======== DATASET CONTENT
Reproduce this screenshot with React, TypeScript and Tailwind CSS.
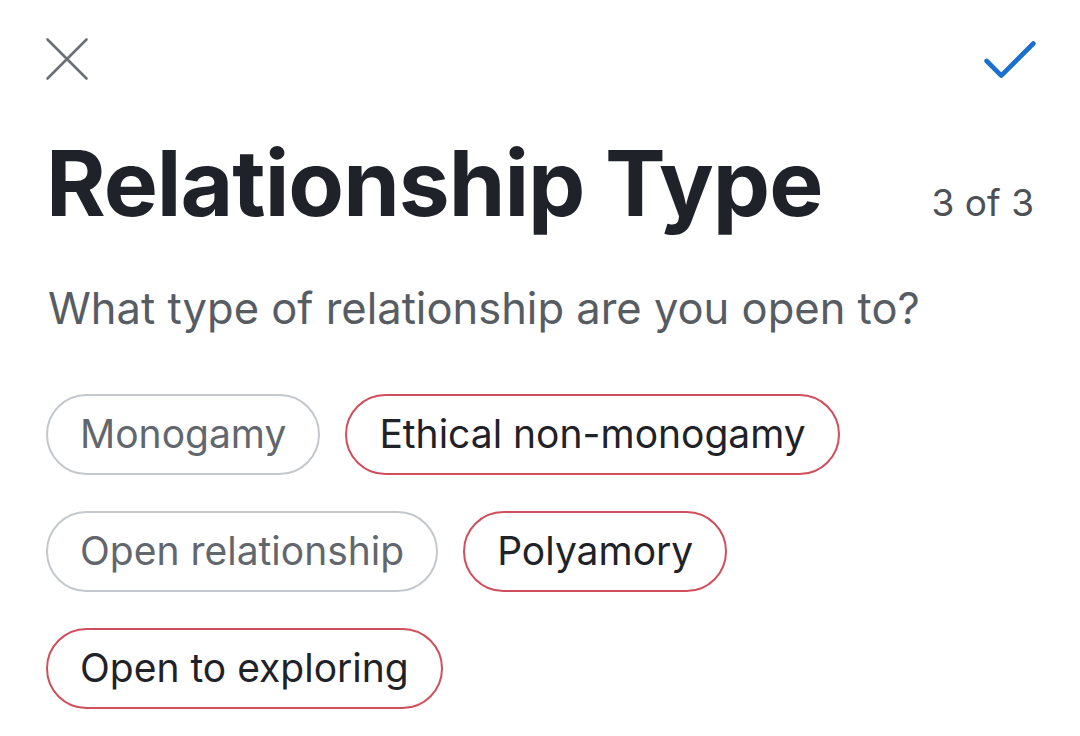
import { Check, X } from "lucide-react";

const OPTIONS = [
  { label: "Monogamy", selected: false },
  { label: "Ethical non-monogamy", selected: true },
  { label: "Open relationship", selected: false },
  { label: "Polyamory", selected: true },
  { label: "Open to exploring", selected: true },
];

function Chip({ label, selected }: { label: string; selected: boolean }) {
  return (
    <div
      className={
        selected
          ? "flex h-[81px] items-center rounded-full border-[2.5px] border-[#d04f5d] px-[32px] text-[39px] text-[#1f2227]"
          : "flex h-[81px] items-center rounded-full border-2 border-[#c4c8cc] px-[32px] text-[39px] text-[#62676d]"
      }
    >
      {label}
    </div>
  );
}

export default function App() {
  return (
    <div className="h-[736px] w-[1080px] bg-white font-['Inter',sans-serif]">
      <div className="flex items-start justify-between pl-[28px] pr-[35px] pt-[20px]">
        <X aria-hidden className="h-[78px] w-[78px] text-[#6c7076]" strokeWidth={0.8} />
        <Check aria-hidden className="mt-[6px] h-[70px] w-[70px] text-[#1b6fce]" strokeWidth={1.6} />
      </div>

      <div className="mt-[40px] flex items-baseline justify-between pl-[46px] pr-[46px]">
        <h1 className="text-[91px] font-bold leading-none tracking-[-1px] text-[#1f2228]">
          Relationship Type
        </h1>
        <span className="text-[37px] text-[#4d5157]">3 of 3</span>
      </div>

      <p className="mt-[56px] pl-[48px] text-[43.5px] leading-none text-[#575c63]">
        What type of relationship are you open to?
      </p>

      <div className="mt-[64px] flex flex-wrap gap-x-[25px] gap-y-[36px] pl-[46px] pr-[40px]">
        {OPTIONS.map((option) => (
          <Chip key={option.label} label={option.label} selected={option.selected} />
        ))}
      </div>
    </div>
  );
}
================
◆ WRITTEN PROBLEM
Write out the data precisely as given, excluding the pictures.

◆ EXERCISE SOLUTION
Reproduce this screenshot with React, TypeScript and Tailwind CSS.
import { Check, X } from "lucide-react";

const OPTIONS = [
  { label: "Monogamy", selected: false },
  { label: "Ethical non-monogamy", selected: true },
  { label: "Open relationship", selected: false },
  { label: "Polyamory", selected: true },
  { label: "Open to exploring", selected: true },
];

function Chip({ label, selected }: { label: string; selected: boolean }) {
  return (
    <div
      className={
        selected
          ? "flex h-[81px] items-center rounded-full border-[2.5px] border-[#d04f5d] px-[32px] text-[39px] text-[#1f2227]"
          : "flex h-[81px] items-center rounded-full border-2 border-[#c4c8cc] px-[32px] text-[39px] text-[#62676d]"
      }
    >
      {label}
    </div>
  );
}

export default function App() {
  return (
    <div className="h-[736px] w-[1080px] bg-white font-['Inter',sans-serif]">
      <div className="flex items-start justify-between pl-[28px] pr-[35px] pt-[20px]">
        <X aria-hidden className="h-[78px] w-[78px] text-[#6c7076]" strokeWidth={0.8} />
        <Check aria-hidden className="mt-[6px] h-[70px] w-[70px] text-[#1b6fce]" strokeWidth={1.6} />
      </div>

      <div className="mt-[40px] flex items-baseline justify-between pl-[46px] pr-[46px]">
        <h1 className="text-[91px] font-bold leading-none tracking-[-1px] text-[#1f2228]">
          Relationship Type
        </h1>
        <span className="text-[37px] text-[#4d5157]">3 of 3</span>
      </div>

      <p className="mt-[56px] pl-[48px] text-[43.5px] leading-none text-[#575c63]">
        What type of relationship are you open to?
      </p>

      <div className="mt-[64px] flex flex-wrap gap-x-[25px] gap-y-[36px] pl-[46px] pr-[40px]">
        {OPTIONS.map((option) => (
          <Chip key={option.label} label={option.label} selected={option.selected} />
        ))}
      </div>
    </div>
  );
}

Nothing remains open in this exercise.